Os cientistas analisaram tecidos humanos e modelos animais e observaram que, sempre que há uma lesão, as células da borda do ferimento aumentam rapidamente a produção da proteína.
Esse aumento foi confirmado tanto em experimentos com pele humana cultivada em laboratório quanto em feridas de camundongos. A forma equivalente da proteína nesses animais, chamada Serpinb3a, apresentou o mesmo comportamento.
Durante a investigação, os pesquisadores perceberam que a SerpinB3 faz as células da pele se tornarem mais móveis e menos aderentes, facilitando que elas “deslizem” para cobrir a área lesionada. Essa mudança temporária no comportamento celular é semelhante a um processo chamado transição epitélio-mesênquima, comum em fases iniciais de regeneração e também observado em tumores.
Nos testes, os animais tratados com Serpinb3a apresentaram fechamento mais rápido das feridas e uma melhor organização das fibras de colágeno, que formam a estrutura de sustentação da nova pele. Esses resultados sugerem que a proteína ajuda não apenas a acelerar o processo, mas também a melhorar a qualidade do tecido formado.
Os pesquisadores descrevem a SerpinB3 como um “interruptor molecular”. Em condições normais, ela é ativada para restaurar a pele e promover a regeneração. Já em alguns cânceres, o mesmo mecanismo é “sequestrado” pelas células malignas, que o utilizam para se multiplicar e invadir outros tecidos. Esse duplo papel explica por que a proteína é abundante em tumores agressivos.
Além de ajudar a entender melhor o comportamento dos cânceres, a descoberta pode abrir caminhos para novas terapias de feridas crônicas, como úlceras diabéticas ou queimaduras, nas quais o reparo da pele é lento e ineficiente.
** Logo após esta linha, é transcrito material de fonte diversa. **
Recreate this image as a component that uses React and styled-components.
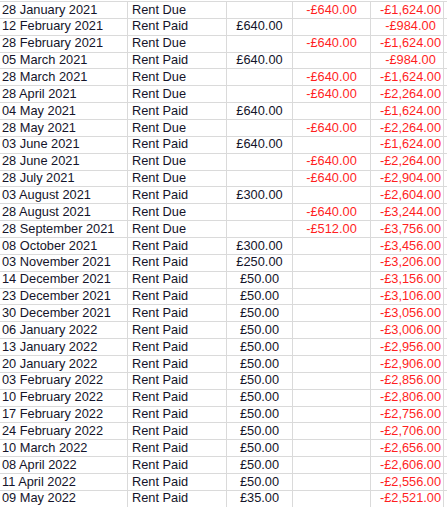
import React from 'react';
import styled, { createGlobalStyle } from 'styled-components';

const GlobalStyle = createGlobalStyle`
	html, body {
		margin: 0;
		padding: 0;
		background: #fff;
		overflow: hidden;
	}
`;

const Sheet = styled.div`
	width: 447px;
	height: 507px;
	overflow: hidden;
	padding-top: 1px;
	box-sizing: border-box;
	font-family: 'Liberation Sans', Arial, sans-serif;
	font-size: 12.8px;
	color: #14142a;
`;

const Row = styled.div`
	display: grid;
	grid-template-columns: 128px 99px 66px 78px 73px;
	height: 16.86px;
	box-sizing: border-box;
	border-top: 1px solid #dadada;
`;

const Cell = styled.div`
	display: flex;
	align-items: center;
	justify-content: ${props => props.align || 'flex-start'};
	padding: 0 ${props => (props.align === 'center' ? 0 : 3)}px 0 ${props => props.indent ?? 2}px;
	border-right: 1px solid #dadada;
	white-space: nowrap;
	overflow: hidden;
	line-height: 1;
	color: ${props => (props.negative ? '#ff1f1f' : 'inherit')};
`;

const rows = [
	['28 January 2021', 'Rent Due', '', '-£640.00', '-£1,624.00'],
	['12 February 2021', 'Rent Paid', '£640.00', '', '-£984.00'],
	['28 February 2021', 'Rent Due', '', '-£640.00', '-£1,624.00'],
	['05 March 2021', 'Rent Paid', '£640.00', '', '-£984.00'],
	['28 March 2021', 'Rent Due', '', '-£640.00', '-£1,624.00'],
	['28 April 2021', 'Rent Due', '', '-£640.00', '-£2,264.00'],
	['04 May 2021', 'Rent Paid', '£640.00', '', '-£1,624.00'],
	['28 May 2021', 'Rent Due', '', '-£640.00', '-£2,264.00'],
	['03 June 2021', 'Rent Paid', '£640.00', '', '-£1,624.00'],
	['28 June 2021', 'Rent Due', '', '-£640.00', '-£2,264.00'],
	['28 July 2021', 'Rent Due', '', '-£640.00', '-£2,904.00'],
	['03 August 2021', 'Rent Paid', '£300.00', '', '-£2,604.00'],
	['28 August 2021', 'Rent Due', '', '-£640.00', '-£3,244.00'],
	['28 September 2021', 'Rent Due', '', '-£512.00', '-£3,756.00'],
	['08 October 2021', 'Rent Paid', '£300.00', '', '-£3,456.00'],
	['03 November 2021', 'Rent Paid', '£250.00', '', '-£3,206.00'],
	['14 December 2021', 'Rent Paid', '£50.00', '', '-£3,156.00'],
	['23 December 2021', 'Rent Paid', '£50.00', '', '-£3,106.00'],
	['30 December 2021', 'Rent Paid', '£50.00', '', '-£3,056.00'],
	['06 January 2022', 'Rent Paid', '£50.00', '', '-£3,006.00'],
	['13 January 2022', 'Rent Paid', '£50.00', '', '-£2,956.00'],
	['20 January 2022', 'Rent Paid', '£50.00', '', '-£2,906.00'],
	['03 February 2022', 'Rent Paid', '£50.00', '', '-£2,856.00'],
	['10 February 2022', 'Rent Paid', '£50.00', '', '-£2,806.00'],
	['17 February 2022', 'Rent Paid', '£50.00', '', '-£2,756.00'],
	['24 February 2022', 'Rent Paid', '£50.00', '', '-£2,706.00'],
	['10 March 2022', 'Rent Paid', '£50.00', '', '-£2,656.00'],
	['08 April 2022', 'Rent Paid', '£50.00', '', '-£2,606.00'],
	['11 April 2022', 'Rent Paid', '£50.00', '', '-£2,556.00'],
	['09 May 2022', 'Rent Paid', '£35.00', '', '-£2,521.00']
];

export default function App() {
	return (
		<Sheet>
			<GlobalStyle />
			{rows.map(([date, type, paid, due, balance]) => (
				<Row key={date}>
					<Cell>{date}</Cell>
					<Cell indent={4}>{type}</Cell>
					<Cell align="center" indent={0}>{paid}</Cell>
					<Cell align="center" indent={0} negative>{due}</Cell>
					<Cell align="center" indent={7} negative>{balance}</Cell>
				</Row>
			))}
		</Sheet>
	);
}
Estimular a produção natural da SerpinB3 ou aplicar versões seguras da proteína pode se tornar uma estratégia de tratamento no futuro.
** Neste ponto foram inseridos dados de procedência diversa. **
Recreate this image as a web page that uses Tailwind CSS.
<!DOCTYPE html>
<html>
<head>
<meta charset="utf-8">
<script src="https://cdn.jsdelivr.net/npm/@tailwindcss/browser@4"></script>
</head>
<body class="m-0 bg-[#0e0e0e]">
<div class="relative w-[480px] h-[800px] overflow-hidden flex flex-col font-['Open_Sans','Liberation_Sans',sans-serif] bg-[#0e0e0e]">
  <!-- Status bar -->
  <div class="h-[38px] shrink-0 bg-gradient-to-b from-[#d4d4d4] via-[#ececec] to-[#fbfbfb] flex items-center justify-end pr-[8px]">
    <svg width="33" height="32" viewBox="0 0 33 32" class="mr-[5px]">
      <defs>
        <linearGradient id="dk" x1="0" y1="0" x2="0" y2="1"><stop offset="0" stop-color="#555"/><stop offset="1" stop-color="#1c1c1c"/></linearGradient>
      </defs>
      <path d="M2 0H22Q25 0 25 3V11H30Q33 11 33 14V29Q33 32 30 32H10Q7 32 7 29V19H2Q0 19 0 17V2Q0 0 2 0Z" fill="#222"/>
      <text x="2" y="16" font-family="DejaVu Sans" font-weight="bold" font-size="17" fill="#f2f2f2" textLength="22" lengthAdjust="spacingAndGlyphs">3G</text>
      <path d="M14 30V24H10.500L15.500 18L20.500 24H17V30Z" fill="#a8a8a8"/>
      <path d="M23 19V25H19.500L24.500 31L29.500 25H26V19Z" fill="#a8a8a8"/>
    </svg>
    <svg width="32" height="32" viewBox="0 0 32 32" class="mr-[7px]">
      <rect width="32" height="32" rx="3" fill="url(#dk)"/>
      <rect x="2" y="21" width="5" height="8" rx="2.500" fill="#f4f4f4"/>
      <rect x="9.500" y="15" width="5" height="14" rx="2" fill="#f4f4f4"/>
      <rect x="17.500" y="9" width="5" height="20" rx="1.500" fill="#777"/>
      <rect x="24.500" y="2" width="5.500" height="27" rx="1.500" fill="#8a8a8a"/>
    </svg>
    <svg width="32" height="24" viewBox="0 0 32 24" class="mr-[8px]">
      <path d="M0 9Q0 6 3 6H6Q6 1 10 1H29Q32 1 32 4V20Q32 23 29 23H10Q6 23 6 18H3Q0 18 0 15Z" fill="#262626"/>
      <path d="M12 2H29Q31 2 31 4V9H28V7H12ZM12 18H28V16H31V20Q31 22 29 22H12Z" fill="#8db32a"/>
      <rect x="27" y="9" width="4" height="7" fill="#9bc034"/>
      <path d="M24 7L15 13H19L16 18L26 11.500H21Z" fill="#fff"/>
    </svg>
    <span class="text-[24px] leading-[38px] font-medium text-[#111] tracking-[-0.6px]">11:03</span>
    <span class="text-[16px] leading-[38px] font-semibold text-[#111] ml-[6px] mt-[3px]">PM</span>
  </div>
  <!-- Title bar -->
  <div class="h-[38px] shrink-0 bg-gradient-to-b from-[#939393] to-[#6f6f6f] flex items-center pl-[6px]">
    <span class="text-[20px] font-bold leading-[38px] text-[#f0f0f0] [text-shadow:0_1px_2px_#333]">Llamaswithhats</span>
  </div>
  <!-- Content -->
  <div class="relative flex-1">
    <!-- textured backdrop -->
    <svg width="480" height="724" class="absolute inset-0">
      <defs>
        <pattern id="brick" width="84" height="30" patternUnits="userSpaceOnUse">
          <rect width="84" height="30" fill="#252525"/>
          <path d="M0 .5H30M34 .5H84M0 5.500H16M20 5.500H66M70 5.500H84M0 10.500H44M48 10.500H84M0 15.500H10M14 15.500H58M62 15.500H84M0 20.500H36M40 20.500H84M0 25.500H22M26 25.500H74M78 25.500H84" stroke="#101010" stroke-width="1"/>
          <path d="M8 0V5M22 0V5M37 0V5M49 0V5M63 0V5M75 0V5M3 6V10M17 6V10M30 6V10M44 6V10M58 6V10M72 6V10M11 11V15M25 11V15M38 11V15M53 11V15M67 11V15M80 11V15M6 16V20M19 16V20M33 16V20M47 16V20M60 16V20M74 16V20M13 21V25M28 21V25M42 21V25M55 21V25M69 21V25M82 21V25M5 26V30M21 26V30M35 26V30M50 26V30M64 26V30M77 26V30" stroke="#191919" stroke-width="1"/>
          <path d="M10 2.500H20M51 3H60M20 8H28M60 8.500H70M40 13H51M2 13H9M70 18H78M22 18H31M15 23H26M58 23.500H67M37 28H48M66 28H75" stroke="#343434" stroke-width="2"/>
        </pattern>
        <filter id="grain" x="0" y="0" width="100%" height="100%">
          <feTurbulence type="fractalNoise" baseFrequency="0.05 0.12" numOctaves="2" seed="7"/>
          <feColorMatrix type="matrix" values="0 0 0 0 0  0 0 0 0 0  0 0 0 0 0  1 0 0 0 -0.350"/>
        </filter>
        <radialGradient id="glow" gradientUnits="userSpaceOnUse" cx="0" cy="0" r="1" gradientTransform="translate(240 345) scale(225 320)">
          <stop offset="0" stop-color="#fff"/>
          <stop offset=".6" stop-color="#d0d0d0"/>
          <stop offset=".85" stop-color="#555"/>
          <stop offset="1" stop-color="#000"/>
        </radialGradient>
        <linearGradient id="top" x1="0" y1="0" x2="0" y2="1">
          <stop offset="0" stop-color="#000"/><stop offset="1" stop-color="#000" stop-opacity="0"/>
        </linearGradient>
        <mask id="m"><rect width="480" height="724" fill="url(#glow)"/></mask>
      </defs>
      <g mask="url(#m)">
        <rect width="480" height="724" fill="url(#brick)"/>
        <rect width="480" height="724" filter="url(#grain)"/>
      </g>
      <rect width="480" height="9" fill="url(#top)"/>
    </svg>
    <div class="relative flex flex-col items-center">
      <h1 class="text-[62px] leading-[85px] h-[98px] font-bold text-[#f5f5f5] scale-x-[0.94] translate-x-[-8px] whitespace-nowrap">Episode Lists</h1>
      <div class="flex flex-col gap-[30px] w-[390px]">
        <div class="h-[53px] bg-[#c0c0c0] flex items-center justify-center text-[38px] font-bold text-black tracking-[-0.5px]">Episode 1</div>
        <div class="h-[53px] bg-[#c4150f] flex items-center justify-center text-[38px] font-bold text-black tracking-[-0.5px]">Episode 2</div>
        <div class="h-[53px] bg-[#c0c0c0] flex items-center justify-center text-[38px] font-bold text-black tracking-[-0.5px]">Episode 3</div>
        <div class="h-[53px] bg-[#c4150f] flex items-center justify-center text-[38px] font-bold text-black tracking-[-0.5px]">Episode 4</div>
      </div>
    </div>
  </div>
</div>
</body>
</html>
Os cientistas destacam, no entanto, que é preciso cautela. Ainda não se sabe se aumentar artificialmente os níveis da proteína em humanos é seguro ou se poderia ativar processos indesejados, como proliferação celular excessiva. Mesmo assim, o estudo redefine o papel da SerpinB3: de simples marcador tumoral, ela passa a ser reconhecida como uma ferramenta natural de regeneração tecidual.